| WHAT YOU WILL DO |
Go through the records from the first line and retype each one exactly, stopping once the line with "const Req = ()" is done. Pictures are left out.

| SOURCE MATERIAL |
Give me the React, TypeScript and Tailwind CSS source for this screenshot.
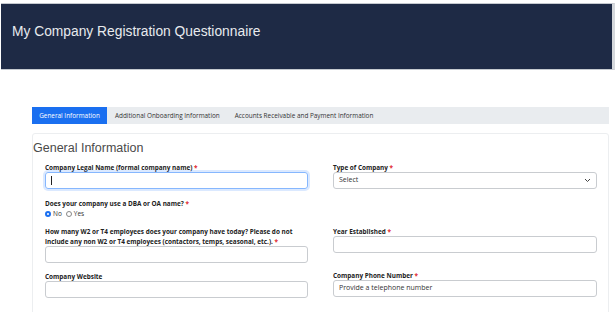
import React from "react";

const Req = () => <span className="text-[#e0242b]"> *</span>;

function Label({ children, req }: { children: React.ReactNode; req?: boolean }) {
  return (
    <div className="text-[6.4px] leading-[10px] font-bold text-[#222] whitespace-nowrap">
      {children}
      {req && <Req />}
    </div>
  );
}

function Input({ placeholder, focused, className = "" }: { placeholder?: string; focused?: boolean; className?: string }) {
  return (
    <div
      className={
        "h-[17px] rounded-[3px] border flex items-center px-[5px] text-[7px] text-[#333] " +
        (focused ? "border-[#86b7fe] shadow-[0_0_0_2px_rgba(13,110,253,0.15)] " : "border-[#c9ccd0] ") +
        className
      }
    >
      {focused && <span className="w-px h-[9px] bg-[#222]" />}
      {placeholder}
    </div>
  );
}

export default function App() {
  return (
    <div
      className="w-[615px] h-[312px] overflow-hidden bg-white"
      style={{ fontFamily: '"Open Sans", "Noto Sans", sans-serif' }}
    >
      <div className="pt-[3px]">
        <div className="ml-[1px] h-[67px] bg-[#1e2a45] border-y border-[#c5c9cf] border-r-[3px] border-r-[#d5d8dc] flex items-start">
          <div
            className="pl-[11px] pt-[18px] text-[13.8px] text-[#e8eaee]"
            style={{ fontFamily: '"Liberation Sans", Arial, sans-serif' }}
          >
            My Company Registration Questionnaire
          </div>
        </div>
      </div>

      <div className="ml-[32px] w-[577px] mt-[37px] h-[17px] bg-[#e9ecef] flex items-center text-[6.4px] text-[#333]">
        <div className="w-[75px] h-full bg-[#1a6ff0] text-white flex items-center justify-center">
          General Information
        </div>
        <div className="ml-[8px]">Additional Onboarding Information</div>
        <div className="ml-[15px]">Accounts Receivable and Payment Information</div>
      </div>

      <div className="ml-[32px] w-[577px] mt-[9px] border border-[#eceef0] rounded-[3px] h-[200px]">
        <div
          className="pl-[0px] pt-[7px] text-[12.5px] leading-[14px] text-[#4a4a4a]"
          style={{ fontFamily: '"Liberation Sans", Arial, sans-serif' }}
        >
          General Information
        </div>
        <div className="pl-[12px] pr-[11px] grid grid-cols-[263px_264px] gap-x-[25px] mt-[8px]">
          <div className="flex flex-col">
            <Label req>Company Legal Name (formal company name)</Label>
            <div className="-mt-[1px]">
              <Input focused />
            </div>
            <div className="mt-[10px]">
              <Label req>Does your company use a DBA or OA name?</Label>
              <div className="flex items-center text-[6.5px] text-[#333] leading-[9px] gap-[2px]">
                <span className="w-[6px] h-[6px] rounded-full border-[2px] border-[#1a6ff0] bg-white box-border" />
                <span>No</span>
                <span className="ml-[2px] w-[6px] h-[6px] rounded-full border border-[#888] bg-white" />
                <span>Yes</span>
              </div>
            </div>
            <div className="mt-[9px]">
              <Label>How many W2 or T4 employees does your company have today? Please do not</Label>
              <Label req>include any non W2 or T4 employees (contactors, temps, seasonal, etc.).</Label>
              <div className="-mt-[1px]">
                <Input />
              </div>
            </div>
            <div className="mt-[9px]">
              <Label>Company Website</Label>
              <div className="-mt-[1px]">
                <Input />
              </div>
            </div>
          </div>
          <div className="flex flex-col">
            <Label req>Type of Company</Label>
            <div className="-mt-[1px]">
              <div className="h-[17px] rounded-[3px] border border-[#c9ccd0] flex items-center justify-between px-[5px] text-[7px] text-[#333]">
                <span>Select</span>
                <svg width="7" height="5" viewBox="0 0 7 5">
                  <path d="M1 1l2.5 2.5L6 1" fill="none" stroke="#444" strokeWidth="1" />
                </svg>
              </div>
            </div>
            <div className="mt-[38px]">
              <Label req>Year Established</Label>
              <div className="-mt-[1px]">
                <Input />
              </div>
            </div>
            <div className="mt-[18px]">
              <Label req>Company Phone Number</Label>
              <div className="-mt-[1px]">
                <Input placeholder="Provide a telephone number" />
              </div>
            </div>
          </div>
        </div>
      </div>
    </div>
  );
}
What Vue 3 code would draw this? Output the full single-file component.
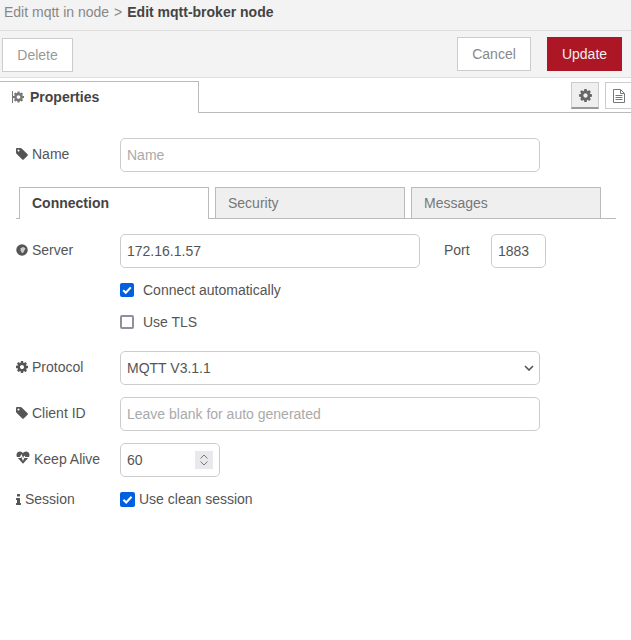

| WRITTEN ANSWER |
Give me the React, TypeScript and Tailwind CSS source for this screenshot.
import React from "react";

const Req = () => <span className="text-[#e0242b]"> *</span>;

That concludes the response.